« Depuis 2019, nous voulions sortir des sentiers battus pour mieux valoriser notre production de lait, livré en totalité à Sodiaal, expliquent de concert Sylvain et Richard Duchet, associés au Gaec du P’che à Sainte-Eugénie-de-Villeneuve en Haute-Loire. L’idée d’un atelier pour stériliser et conditionner du lait destiné à être vendu en direct a efficacement germé jusqu’à la mise en place de cette transformation, opérationnelle depuis mars 2023. »

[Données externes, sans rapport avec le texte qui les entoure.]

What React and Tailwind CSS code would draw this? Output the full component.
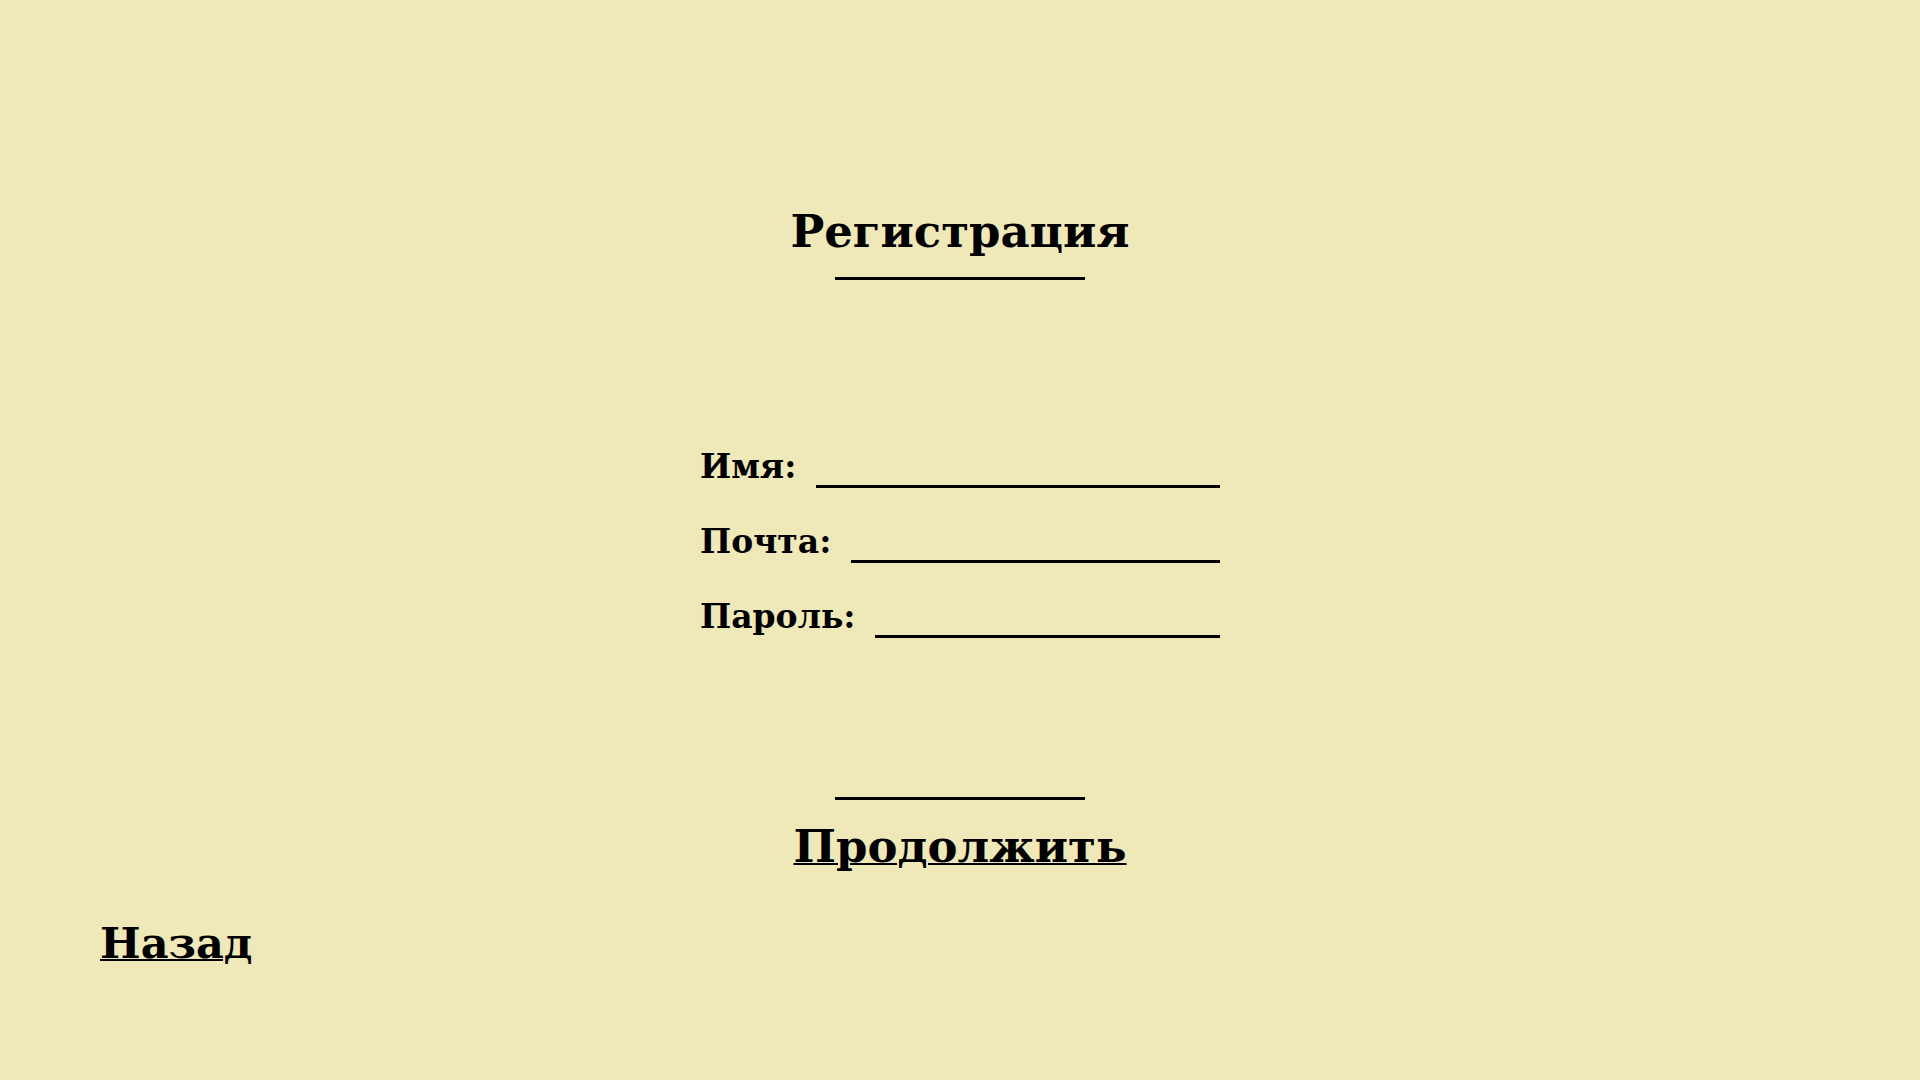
import React, { useState } from "react";

const fields = [
  { name: "name", label: "Имя:", type: "text" },
  { name: "email", label: "Почта:", type: "email" },
  { name: "password", label: "Пароль:", type: "password" },
];

const App = () => {
  const [values, setValues] = useState({ name: "", email: "", password: "" });

  const handleChange = (e) => {
    setValues({ ...values, [e.target.name]: e.target.value });
  };

  return (
    <main
      className="flex h-[1080px] w-full flex-col bg-[#efe8b9] pt-[209px] text-black"
      style={{ fontFamily: '"DejaVu Serif", "Liberation Serif", serif' }}
    >
      <div className="flex flex-col items-center">
        <h1 className="text-[45px] font-bold leading-none">Регистрация</h1>
        <div className="mt-[23px] h-[3px] w-[250px] bg-black"></div>
      </div>

      <form className="mx-auto mt-[167px] flex w-[520px] flex-col gap-[34px]">
        {fields.map((f) => (
          <div key={f.name} className="flex h-[41px] items-start gap-[20px]">
            <label
              htmlFor={f.name}
              className="pt-[3px] text-[33px] font-bold leading-none"
            >
              {f.label}
            </label>
            <input
              id={f.name}
              name={f.name}
              type={f.type}
              value={values[f.name]}
              onChange={handleChange}
              autoComplete="off"
              className="h-[41px] min-w-0 flex-1 border-b-[3px] border-black bg-transparent px-1 text-[24px] outline-none"
            />
          </div>
        ))}
      </form>

      <div className="mt-[159px] flex flex-col items-center">
        <div className="h-[3px] w-[250px] bg-black"></div>
        <button
          type="button"
          className="mt-[24px] text-[45px] font-bold leading-none underline decoration-2"
        >
          Продолжить
        </button>
      </div>

      <div className="mt-[53px] pl-[100px]">
        <a href="#" className="text-[43px] font-bold leading-none underline decoration-2">
          Назад
        </a>
      </div>
    </main>
  );
};

export default App;
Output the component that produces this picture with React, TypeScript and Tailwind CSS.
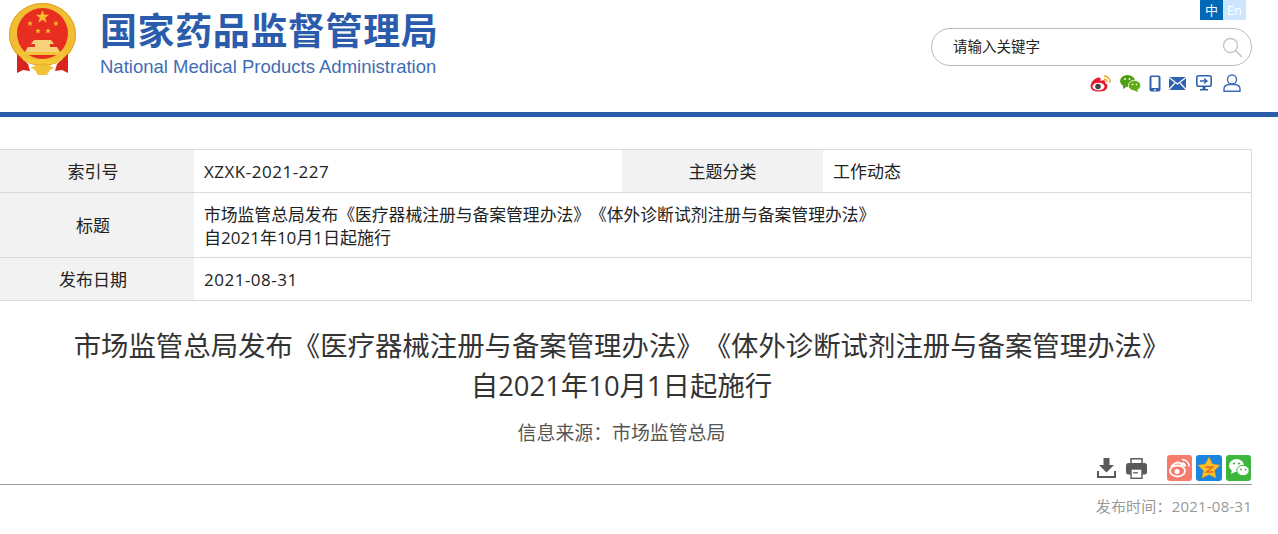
import React from 'react';

const CJK = "font-['Open_Sans','Noto_Sans_CJK_SC',sans-serif] [text-spacing-trim:space-all]";

// 五角星 points
const starPoints = (cx: number, cy: number, r: number) =>
  Array.from({ length: 10 })
    .map((_, i) => {
      const a = (Math.PI / 5) * i - Math.PI / 2;
      const rad = i % 2 === 0 ? r : r * 0.4;
      return `${cx + rad * Math.cos(a)},${cy + rad * Math.sin(a)}`;
    })
    .join(' ');

// --- emblem ---
const Emblem = () => (
  <svg width="68" height="74" viewBox="9 2 68 74" className="shrink-0">
    <ellipse cx="42.500" cy="34.500" rx="33.500" ry="31.500" fill="#f1bd33" />
    <ellipse cx="42.500" cy="34.500" rx="33" ry="31" fill="none" stroke="#e2a024" strokeWidth="1" />
    <circle cx="42.500" cy="33.500" r="25.500" fill="#e72e20" />
    <polygon points={starPoints(42.500, 17, 7)} fill="#f5c02c" />
    <polygon points={starPoints(30, 23.500, 3)} fill="#f5c02c" />
    <polygon points={starPoints(56, 23.500, 3)} fill="#f5c02c" />
    <polygon points={starPoints(38, 31, 3)} fill="#f5c02c" />
    <polygon points={starPoints(48, 31, 3)} fill="#f5c02c" />
    <path d="M34 40 H51 L54 44 H50 V47 H57 L60 52 H25 L28 47 H35 V44 H31 Z" fill="#f5d27a" />
    <path d="M22 52 H63 V55 H22 Z" fill="#f3c53b" />
    <path d="M17 54 L28 64 L30 71 L23 70 L17 73 Z M68 54 L57 64 L55 71 L62 70 L68 73 Z" fill="#d7241d" />
    <path d="M21 55 Q32 62 42.500 59 Q53 62 64 55 L62 60 Q53 66 42.500 63 Q32 66 23 60 Z" fill="#f6c836" />
    <path d="M31 68 Q37 63 42.500 66 Q48 63 54 68 L50 70 L47 75 H38 L35 70 Z" fill="#f1c23a" />
  </svg>
);

// --- header icons ---
const Weibo = () => (
  <svg width="21" height="17" viewBox="0 0 21 17">
    <path d="M0.500 11 Q1 6.500 5 4 Q9.500 1.500 10.500 3.500 Q11 5 10 6 Q14 4.500 15 6 Q15.500 7 15 8 Q17.500 9 17.500 11 Q17.500 16.500 9 16.500 Q0.500 16.500 0.500 11 Z" fill="#e6162d" />
    <ellipse cx="8.500" cy="11.500" rx="6" ry="3.800" fill="#fff" />
    <circle cx="8" cy="11.500" r="2.800" fill="#444" />
    <path d="M14 1 a6 6 0 0 1 6 6.500" fill="none" stroke="#f5a623" strokeWidth="1.600" />
    <path d="M14 4.200 a3 3 0 0 1 3 3" fill="none" stroke="#f5a623" strokeWidth="1.400" />
  </svg>
);

const Wechat = () => (
  <svg width="21" height="17" viewBox="0 0 21 17">
    <ellipse cx="7.500" cy="6" rx="7.500" ry="6" fill="#4f9e14" />
    <path d="M3 10 L3 14 L7 11.500 Z" fill="#4f9e14" />
    <ellipse cx="14.500" cy="10.500" rx="6.200" ry="5.200" fill="#5fae17" stroke="#fff" strokeWidth="0.800" />
    <path d="M17 14 L18 17 L14 15.500 Z" fill="#5fae17" />
    <circle cx="5" cy="4" r="0.900" fill="#fff" />
    <circle cx="9.500" cy="4" r="0.900" fill="#fff" />
    <circle cx="12.500" cy="9.500" r="0.800" fill="#fff" />
    <circle cx="16.500" cy="9.500" r="0.800" fill="#fff" />
  </svg>
);

const Phone = () => (
  <svg width="12" height="17" viewBox="0 0 12 17">
    <rect x="0.500" y="0.500" width="11" height="16" rx="2" fill="#2e62ae" />
    <rect x="2.500" y="2" width="7" height="11" fill="#fff" />
    <circle cx="6" cy="14.800" r="0.900" fill="#fff" />
  </svg>
);

const Mail = () => (
  <svg width="17" height="13" viewBox="0 0 17 13">
    <rect width="17" height="13" fill="#2e62ae" />
    <path d="M0 0.500 L8.500 7 L17 0.500 M0 12.500 L6 6 M17 12.500 L11 6" fill="none" stroke="#fff" strokeWidth="1.200" />
  </svg>
);

const Screen = () => (
  <svg width="16" height="16" viewBox="0 0 16 16">
    <rect x="0.800" y="0.800" width="14.400" height="10.400" rx="2" fill="#fff" stroke="#2e62ae" strokeWidth="1.600" />
    <path d="M4 6 H10 M8 3.500 L11 6 L8 8.500" fill="none" stroke="#2e62ae" strokeWidth="1.300" />
    <path d="M6.500 12 H9.500 V14 H12 V15.500 H4 V14 H6.500 Z" fill="#2e62ae" />
  </svg>
);

const User = () => (
  <svg width="18" height="18" viewBox="0 0 18 18">
    <circle cx="9" cy="5.500" r="4.500" fill="none" stroke="#3c6db5" strokeWidth="1.400" />
    <path d="M1 17.200 V15 Q1 11.500 5.500 10.500 H12.500 Q17 11.500 17 15 V17.200 Z" fill="none" stroke="#3c6db5" strokeWidth="1.400" />
  </svg>
);

const SearchIcon = () => (
  <svg width="21" height="21" viewBox="0 0 21 21">
    <circle cx="8.500" cy="8.500" r="7" fill="none" stroke="#c6c6c6" strokeWidth="1.400" />
    <path d="M13.500 13.500 L20 20" stroke="#c6c6c6" strokeWidth="1.600" />
  </svg>
);

// --- article toolbar icons ---
const Download = () => (
  <svg width="19" height="20" viewBox="0 0 19 20">
    <path d="M6.500 0 H12.500 V7 H17 L9.500 14.500 L2 7 H6.500 Z" fill="#5a5a5a" />
    <path d="M1 13 V19 H18 V13" fill="none" stroke="#5a5a5a" strokeWidth="2" />
  </svg>
);

const Printer = () => (
  <svg width="21" height="21" viewBox="0 0 21 21">
    <path d="M5 0.800 H16 V6 H5 Z" fill="#fff" stroke="#5a5a5a" strokeWidth="1.500" />
    <rect x="0" y="5" width="21" height="11.500" rx="2.500" fill="#5a5a5a" />
    <rect x="5" y="11" width="11" height="9.300" fill="#fff" stroke="#5a5a5a" strokeWidth="1.400" />
    <rect x="7" y="14" width="5" height="1.500" fill="#777" />
  </svg>
);

const ShareWeibo = () => (
  <svg width="25" height="26" viewBox="0 0 25 26" className="rounded-[3px] bg-[#f77b6c]">
    <ellipse cx="10.500" cy="16" rx="7.500" ry="5.500" fill="none" stroke="#fff" strokeWidth="1.800" />
    <path d="M4 12 Q9 6 13 8 Q15 10 18 11" fill="none" stroke="#fff" strokeWidth="1.800" />
    <circle cx="10" cy="16.500" r="2.500" fill="#fff" />
    <path d="M15 4.500 a7 7 0 0 1 7 7 M15 8 a3.500 3.500 0 0 1 3.500 3.500" fill="none" stroke="#fff" strokeWidth="1.500" />
  </svg>
);

const ShareQzone = () => (
  <svg width="26" height="26" viewBox="0 0 26 26" className="rounded-[3px] bg-[#1a86e0]">
    <path d="M13 2 L16.500 9 L24 10.200 L18.500 15.500 L20 23 L13 19.500 L6 23 L7.500 15.500 L2 10.200 L9.500 9 Z" fill="#fbc02d" stroke="#e8930c" strokeWidth="0.600" />
    <path d="M9.500 12 H16.500 L10.500 17 H17" fill="none" stroke="#e2681a" strokeWidth="1.500" />
  </svg>
);

const ShareWechat = () => (
  <svg width="25" height="26" viewBox="0 0 25 26" className="rounded-[3px] bg-[#3cb53c]">
    <ellipse cx="10.500" cy="10.500" rx="7.500" ry="6.500" fill="#fff" />
    <path d="M6 15 L5 19 L10 16.500 Z" fill="#fff" />
    <ellipse cx="17" cy="15.500" rx="6.200" ry="5.200" fill="#fff" stroke="#3cb53c" strokeWidth="1" />
    <circle cx="8" cy="8.500" r="1.100" fill="#3cb53c" />
    <circle cx="13" cy="8.500" r="1.100" fill="#3cb53c" />
    <circle cx="15" cy="14.500" r="0.900" fill="#3cb53c" />
    <circle cx="19.500" cy="14.500" r="0.900" fill="#3cb53c" />
  </svg>
);

const labelCell = "bg-[#f2f2f2] flex items-center justify-center pt-[1px]";
const firstLabel = "bg-[#f2f2f2] flex items-center justify-center pr-[8px] pt-[1px]";
const valueCell = "flex items-center px-[10px] pt-[1px]";

export default function App() {
  return (
    <div className={`w-[1278px] h-[534px] overflow-hidden bg-white text-[#222] ${CJK}`}>
      <header className="h-[112px] flex justify-between pl-[9px] pr-[26px]">
        <div className="flex items-start pt-[2px]">
          <Emblem />
          <div className="ml-[23px] pt-[5px]">
            <div className="text-[37px] leading-[48px] font-bold tracking-[0.6px] whitespace-nowrap text-[#2b5cab]">国家药品监督管理局</div>
            <div className="text-[18.500px] leading-[24px] whitespace-nowrap text-[#3f6db5] font-['Liberation_Sans',sans-serif]">National Medical Products Administration</div>
          </div>
        </div>
        <div className="w-[321px] flex flex-col items-end">
          <div className="flex mr-[6px] text-[13px] leading-[20px] text-white">
            <span className="w-[23px] h-[20px] text-center bg-[#0068b7]">中</span>
            <span className="w-[23px] h-[20px] text-center bg-[#cce6ff]">En</span>
          </div>
          <div className="mt-[8px] w-[321px] h-[38px] rounded-full border border-[#bbb] flex items-center justify-between pl-[21px] pr-[8px]">
            <span className="text-[14.500px]">请输入关键字</span>
            <SearchIcon />
          </div>
          <div className="mt-[8px] flex items-center gap-[9px] pr-[11px]">
            <Weibo />
            <Wechat />
            <div className="-ml-[1px]"><Phone /></div>
            <div className="-ml-[1px]"><Mail /></div>
            <div className="ml-[1px]"><Screen /></div>
            <div className="ml-[2px]"><User /></div>
          </div>
        </div>
      </header>
      <div className="h-[5px] bg-[#2b5cab]" />

      <main className="pt-[32px]">
        <div className="w-[1252px] border border-l-0 border-[#d9d9d9] text-[17px]">
          <div className="grid grid-cols-[194px_428px_201px_1fr] h-[43px] border-b border-[#d9d9d9]">
            <div className={firstLabel}>索引号</div>
            <div className={`${valueCell} tracking-[0.5px]`}>XZXK-2021-227</div>
            <div className={labelCell}>主题分类</div>
            <div className={valueCell}>工作动态</div>
          </div>
          <div className="grid grid-cols-[194px_1fr] h-[65px] border-b border-[#d9d9d9]">
            <div className={firstLabel}>标题</div>
            <div className={`${valueCell} leading-[23px]`}>
              <div>
                <span className="text-[16.800px]">市场监管总局发布《医疗器械注册与备案管理办法》《体外诊断试剂注册与备案管理办法》</span>
                <br />
                自2021年10月1日起施行
              </div>
            </div>
          </div>
          <div className="grid grid-cols-[194px_1fr] h-[42px]">
            <div className={firstLabel}>发布日期</div>
            <div className={`${valueCell} tracking-[0.5px]`}>2021-08-31</div>
          </div>
        </div>

        <article className="w-[1252px]">
          <h1 className="mt-[25px] pr-[9px] text-center text-[27.400px] leading-[40px] font-normal text-[#333]">
            市场监管总局发布《医疗器械注册与备案管理办法》《体外诊断试剂注册与备案管理办法》
            <br />
            自2021年10月1日起施行
          </h1>
          <div className="mt-[14px] pr-[9px] text-center text-[18.900px] leading-[26px] text-[#555]">信息来源：市场监管总局</div>
          <div className="mt-[9px] h-[30px] flex items-center justify-end border-b border-[#999] pb-[3px]">
            <div className="flex items-center gap-[10px] mr-[20px]">
              <Download />
              <Printer />
            </div>
            <div className="flex items-center gap-[4px] pr-[1px]">
              <ShareWeibo />
              <ShareQzone />
              <ShareWechat />
            </div>
          </div>
          <div className="mt-[11px] text-right text-[15px] leading-[20px] tracking-[0.2px] text-[#999]">发布时间：2021-08-31</div>
        </article>
      </main>
    </div>
  );
}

Les deux frères exploitent 95 hectares (ha) de surface agricole utile (SAU) incluant des cultures et des lentilles vertes du Puy en AOP. Sylvain s’est installé en Gaec avec son père en 2004. La SAU et le cheptel sont alors doublés pour atteindre 95 ha et 60 vaches, le bâtiment et la salle de traite sont agrandis en conséquence. Richard, commercial en alimentation animale pendant quinze ans, remplace quant à lui son père en âge de retraite depuis janvier 2022.

Un pari osé

« Nous avons installé tout le matériel nécessaire dont un stérilisateur, une embouteilleuse, une fardeleuse, une étiqueteuse, un porte-palette dans un atelier lumineux, ouvrant sur une salle de stockage, poursuivent les éleveurs, qui apprécient la fonctionnalité de leur outil. Moyennant une large part d’autoconstruction, l’investissement a été de 300 000 €, subventionné à 40 % sur 200 000 €. » La stérilisation et le conditionnement du lait sont effectués deux jours par semaine en mobilisant une personne de 6 h à 17 h, nettoyage de l’atelier y compris. 1 800 litres y sont alors conditionnés par jour.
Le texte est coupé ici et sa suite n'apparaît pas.